Among the entries below, find how many lines carry the word "components" and state only that figure.

EXTRACTED DATA:
★ ★ ★ ★

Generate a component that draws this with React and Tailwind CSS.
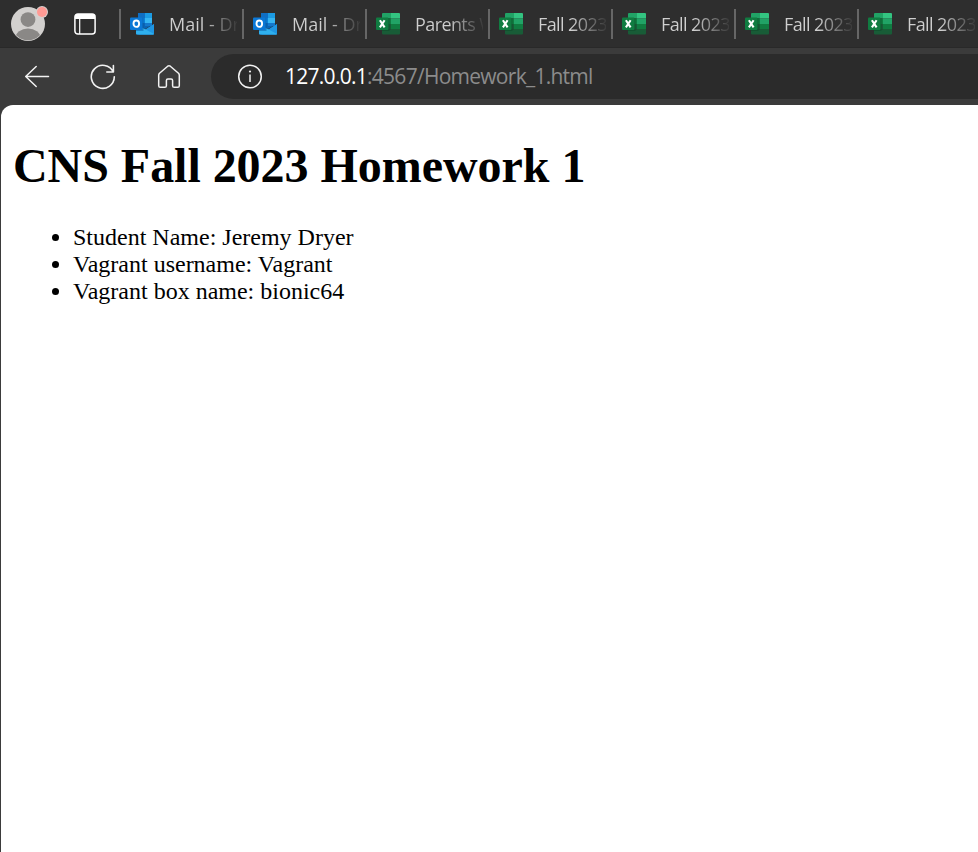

★ ★ ★ ★

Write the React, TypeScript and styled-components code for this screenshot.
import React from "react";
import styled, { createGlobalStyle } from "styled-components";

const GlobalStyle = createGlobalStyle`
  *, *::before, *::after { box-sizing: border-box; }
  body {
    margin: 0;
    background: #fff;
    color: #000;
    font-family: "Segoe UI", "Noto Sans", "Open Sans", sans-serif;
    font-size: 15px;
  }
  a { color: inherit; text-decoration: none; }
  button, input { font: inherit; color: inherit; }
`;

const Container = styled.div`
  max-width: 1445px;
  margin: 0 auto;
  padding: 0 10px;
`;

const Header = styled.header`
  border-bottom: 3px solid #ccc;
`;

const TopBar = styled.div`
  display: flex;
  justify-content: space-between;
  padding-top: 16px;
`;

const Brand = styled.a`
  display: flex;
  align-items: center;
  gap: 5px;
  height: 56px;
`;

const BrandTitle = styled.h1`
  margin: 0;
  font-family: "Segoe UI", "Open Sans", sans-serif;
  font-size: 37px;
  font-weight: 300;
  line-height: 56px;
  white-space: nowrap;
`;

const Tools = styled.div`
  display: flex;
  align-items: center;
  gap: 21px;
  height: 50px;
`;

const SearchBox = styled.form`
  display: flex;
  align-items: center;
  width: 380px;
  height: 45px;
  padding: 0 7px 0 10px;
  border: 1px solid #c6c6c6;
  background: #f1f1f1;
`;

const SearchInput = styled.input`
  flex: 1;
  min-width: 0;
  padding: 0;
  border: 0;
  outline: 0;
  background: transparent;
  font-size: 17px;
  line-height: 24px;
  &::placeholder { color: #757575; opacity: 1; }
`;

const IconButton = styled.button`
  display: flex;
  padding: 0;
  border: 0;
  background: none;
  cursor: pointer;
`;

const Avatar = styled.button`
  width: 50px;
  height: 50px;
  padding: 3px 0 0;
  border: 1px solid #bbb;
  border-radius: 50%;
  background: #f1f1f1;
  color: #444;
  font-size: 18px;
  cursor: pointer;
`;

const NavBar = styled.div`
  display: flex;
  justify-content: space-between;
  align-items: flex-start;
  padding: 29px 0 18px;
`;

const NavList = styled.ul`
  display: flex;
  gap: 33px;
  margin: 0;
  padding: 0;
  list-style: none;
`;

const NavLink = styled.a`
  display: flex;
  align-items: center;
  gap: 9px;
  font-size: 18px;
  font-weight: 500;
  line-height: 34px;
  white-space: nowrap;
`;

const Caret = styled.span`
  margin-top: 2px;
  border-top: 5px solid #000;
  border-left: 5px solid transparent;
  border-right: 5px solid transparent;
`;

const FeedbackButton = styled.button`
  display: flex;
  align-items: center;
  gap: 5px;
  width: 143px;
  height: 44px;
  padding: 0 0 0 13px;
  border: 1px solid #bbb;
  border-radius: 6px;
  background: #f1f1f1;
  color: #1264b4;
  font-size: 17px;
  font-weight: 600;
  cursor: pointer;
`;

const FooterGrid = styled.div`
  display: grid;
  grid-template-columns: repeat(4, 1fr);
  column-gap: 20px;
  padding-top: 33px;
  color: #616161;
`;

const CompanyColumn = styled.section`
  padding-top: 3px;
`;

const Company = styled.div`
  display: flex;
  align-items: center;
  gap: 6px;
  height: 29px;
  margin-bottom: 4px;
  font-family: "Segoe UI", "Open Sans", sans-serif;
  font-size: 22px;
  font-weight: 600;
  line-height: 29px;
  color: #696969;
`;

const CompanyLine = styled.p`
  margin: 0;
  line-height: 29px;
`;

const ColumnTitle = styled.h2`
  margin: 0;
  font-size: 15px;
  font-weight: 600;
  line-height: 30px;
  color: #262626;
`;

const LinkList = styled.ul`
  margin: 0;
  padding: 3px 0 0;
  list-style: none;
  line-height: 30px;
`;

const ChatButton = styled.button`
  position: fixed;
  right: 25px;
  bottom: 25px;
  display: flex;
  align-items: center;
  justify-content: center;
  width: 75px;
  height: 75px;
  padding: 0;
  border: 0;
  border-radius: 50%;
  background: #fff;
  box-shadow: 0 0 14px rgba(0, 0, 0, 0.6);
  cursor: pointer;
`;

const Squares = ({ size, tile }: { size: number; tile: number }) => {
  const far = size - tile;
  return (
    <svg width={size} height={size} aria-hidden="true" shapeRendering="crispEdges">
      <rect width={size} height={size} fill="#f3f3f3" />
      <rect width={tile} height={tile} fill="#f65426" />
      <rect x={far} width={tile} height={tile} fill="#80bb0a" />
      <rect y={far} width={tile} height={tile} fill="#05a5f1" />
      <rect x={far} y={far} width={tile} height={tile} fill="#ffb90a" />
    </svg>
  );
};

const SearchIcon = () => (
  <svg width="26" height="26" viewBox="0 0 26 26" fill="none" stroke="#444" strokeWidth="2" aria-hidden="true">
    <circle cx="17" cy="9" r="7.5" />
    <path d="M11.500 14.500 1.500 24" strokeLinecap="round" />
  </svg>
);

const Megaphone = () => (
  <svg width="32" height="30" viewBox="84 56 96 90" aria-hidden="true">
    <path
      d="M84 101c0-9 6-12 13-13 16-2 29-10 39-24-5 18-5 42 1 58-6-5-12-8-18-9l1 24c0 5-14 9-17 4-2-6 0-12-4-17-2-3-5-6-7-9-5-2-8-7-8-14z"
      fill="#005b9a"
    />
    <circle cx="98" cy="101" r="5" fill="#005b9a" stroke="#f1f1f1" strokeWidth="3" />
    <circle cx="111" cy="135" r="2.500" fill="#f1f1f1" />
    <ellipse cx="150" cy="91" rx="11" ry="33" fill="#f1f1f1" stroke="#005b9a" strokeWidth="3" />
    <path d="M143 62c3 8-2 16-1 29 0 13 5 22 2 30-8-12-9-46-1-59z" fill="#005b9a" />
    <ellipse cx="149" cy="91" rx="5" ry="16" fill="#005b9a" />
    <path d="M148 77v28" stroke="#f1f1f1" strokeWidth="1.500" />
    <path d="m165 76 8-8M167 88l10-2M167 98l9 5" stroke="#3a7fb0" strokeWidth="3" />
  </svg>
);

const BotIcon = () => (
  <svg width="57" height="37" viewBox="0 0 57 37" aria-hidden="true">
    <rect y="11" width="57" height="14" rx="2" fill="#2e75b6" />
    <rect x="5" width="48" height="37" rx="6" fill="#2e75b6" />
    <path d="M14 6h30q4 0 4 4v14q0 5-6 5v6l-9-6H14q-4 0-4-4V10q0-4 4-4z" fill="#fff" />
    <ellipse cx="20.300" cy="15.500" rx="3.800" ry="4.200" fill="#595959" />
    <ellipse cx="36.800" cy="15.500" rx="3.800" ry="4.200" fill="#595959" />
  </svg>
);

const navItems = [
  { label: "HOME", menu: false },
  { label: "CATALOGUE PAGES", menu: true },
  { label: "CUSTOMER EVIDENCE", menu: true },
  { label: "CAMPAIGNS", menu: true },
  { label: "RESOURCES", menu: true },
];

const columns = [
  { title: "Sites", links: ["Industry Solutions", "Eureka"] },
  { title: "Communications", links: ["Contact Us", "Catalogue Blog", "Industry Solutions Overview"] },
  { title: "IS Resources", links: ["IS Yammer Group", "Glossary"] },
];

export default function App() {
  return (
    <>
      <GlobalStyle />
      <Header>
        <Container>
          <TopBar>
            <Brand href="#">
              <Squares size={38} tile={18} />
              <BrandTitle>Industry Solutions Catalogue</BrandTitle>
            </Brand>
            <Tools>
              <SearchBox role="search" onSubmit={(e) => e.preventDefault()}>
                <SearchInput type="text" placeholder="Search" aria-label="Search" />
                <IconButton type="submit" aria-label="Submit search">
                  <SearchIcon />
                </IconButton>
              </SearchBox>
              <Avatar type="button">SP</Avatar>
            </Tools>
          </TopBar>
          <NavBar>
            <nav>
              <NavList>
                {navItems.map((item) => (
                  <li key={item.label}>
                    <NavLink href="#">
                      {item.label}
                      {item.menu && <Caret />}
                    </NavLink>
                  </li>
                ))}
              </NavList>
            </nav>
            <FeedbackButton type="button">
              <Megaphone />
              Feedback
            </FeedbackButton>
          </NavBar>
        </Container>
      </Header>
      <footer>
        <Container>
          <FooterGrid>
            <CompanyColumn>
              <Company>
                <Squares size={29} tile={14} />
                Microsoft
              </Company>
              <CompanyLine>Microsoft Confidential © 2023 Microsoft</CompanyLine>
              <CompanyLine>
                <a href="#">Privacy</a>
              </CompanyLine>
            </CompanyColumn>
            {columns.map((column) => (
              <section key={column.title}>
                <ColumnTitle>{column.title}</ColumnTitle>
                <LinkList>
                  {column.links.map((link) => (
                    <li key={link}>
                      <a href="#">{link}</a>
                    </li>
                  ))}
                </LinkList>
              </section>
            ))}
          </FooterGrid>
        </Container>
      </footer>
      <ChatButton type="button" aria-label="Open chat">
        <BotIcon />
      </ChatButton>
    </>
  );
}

★ ★ ★ ★

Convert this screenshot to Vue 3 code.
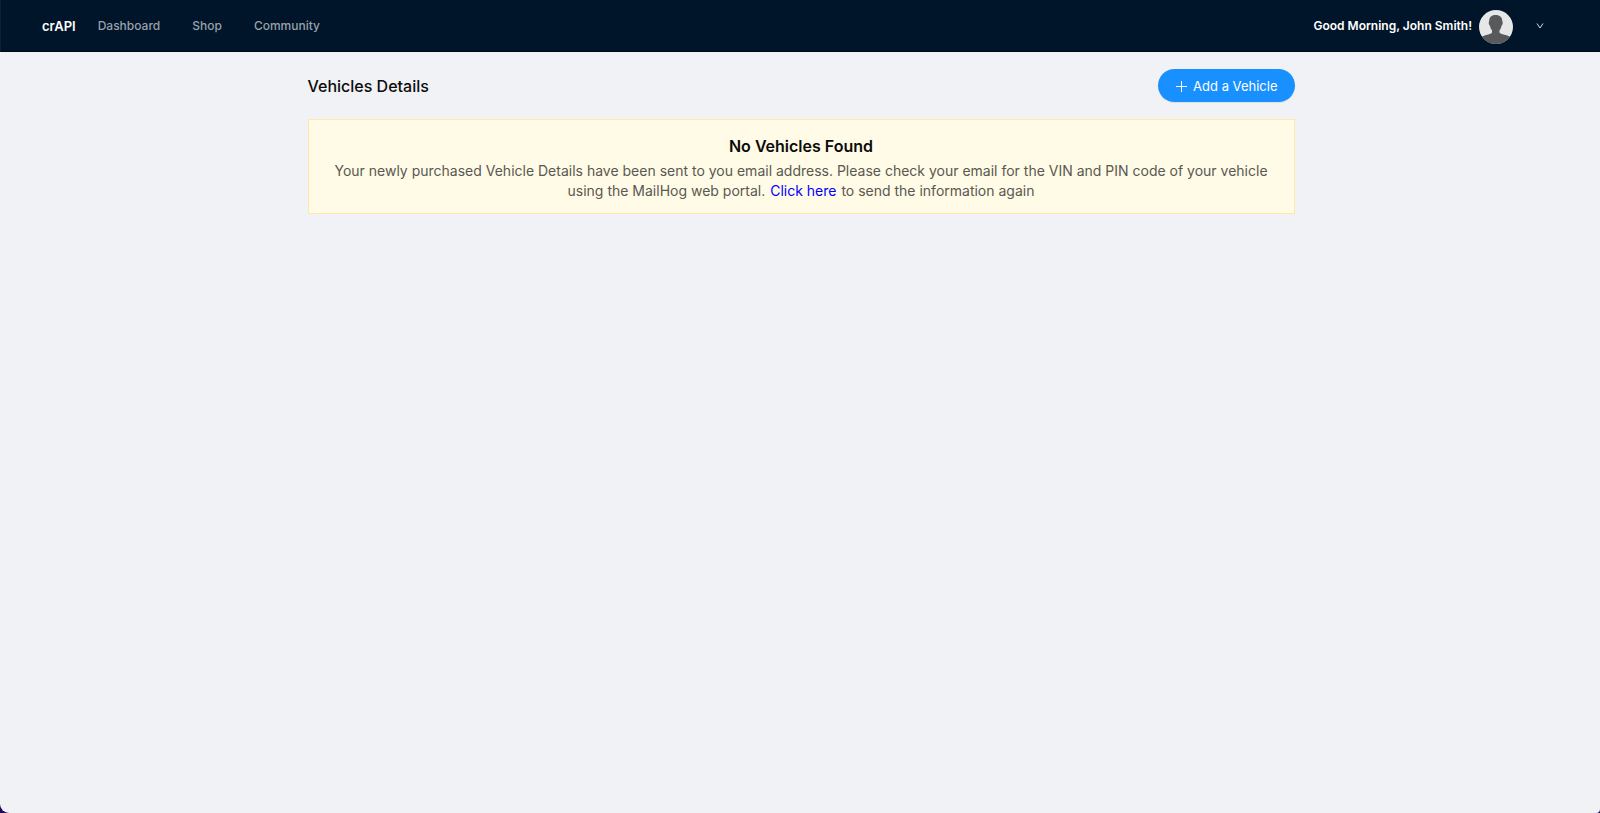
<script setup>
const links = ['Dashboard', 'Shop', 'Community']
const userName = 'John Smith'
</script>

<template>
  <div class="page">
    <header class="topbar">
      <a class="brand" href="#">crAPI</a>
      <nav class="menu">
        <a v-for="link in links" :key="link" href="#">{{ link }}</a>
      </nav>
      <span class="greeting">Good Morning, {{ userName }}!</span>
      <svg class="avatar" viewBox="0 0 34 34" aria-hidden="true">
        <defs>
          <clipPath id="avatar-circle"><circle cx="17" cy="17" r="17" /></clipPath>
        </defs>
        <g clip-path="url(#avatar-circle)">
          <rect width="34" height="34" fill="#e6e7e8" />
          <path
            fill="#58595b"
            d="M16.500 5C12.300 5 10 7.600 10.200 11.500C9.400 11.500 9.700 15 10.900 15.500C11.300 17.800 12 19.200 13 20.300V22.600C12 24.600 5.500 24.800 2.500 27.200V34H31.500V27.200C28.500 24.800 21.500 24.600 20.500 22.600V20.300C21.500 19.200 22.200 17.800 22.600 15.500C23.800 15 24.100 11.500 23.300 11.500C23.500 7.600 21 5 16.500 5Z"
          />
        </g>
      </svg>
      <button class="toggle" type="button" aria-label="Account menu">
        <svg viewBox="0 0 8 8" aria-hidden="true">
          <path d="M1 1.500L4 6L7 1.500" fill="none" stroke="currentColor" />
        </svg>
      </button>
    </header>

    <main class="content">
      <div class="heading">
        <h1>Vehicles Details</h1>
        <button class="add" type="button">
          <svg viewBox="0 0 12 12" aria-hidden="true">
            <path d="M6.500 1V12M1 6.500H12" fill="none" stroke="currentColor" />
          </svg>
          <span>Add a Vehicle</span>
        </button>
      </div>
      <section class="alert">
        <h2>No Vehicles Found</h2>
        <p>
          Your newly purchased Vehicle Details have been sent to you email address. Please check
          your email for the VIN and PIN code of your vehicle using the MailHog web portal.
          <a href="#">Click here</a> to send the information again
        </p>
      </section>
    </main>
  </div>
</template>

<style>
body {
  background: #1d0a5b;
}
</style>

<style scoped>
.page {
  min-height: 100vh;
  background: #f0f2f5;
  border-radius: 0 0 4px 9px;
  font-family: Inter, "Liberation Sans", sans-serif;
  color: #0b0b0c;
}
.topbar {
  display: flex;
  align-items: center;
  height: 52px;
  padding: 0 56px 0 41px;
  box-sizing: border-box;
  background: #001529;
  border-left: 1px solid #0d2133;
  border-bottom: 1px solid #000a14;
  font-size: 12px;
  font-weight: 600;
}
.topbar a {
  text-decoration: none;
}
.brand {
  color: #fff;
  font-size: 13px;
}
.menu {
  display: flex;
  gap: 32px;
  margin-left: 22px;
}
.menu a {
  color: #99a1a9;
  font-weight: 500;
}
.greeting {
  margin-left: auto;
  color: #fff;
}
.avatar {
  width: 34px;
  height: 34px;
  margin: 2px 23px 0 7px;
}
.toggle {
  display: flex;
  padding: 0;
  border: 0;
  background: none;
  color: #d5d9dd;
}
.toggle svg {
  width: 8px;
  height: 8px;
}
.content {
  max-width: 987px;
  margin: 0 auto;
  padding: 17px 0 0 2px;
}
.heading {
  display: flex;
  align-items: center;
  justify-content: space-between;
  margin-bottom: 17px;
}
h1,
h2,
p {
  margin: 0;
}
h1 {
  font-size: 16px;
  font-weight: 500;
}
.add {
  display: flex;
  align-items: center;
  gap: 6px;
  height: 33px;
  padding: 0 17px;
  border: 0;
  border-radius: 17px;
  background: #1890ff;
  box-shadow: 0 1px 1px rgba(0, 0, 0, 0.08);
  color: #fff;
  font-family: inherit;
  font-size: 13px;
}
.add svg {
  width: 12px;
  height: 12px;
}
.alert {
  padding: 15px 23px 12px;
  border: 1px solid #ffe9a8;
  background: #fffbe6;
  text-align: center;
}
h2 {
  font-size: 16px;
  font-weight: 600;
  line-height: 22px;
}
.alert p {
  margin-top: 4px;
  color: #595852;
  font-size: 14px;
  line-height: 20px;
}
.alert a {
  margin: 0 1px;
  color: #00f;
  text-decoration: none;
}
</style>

★ ★ ★ ★

EXPECTED ANSWER: 2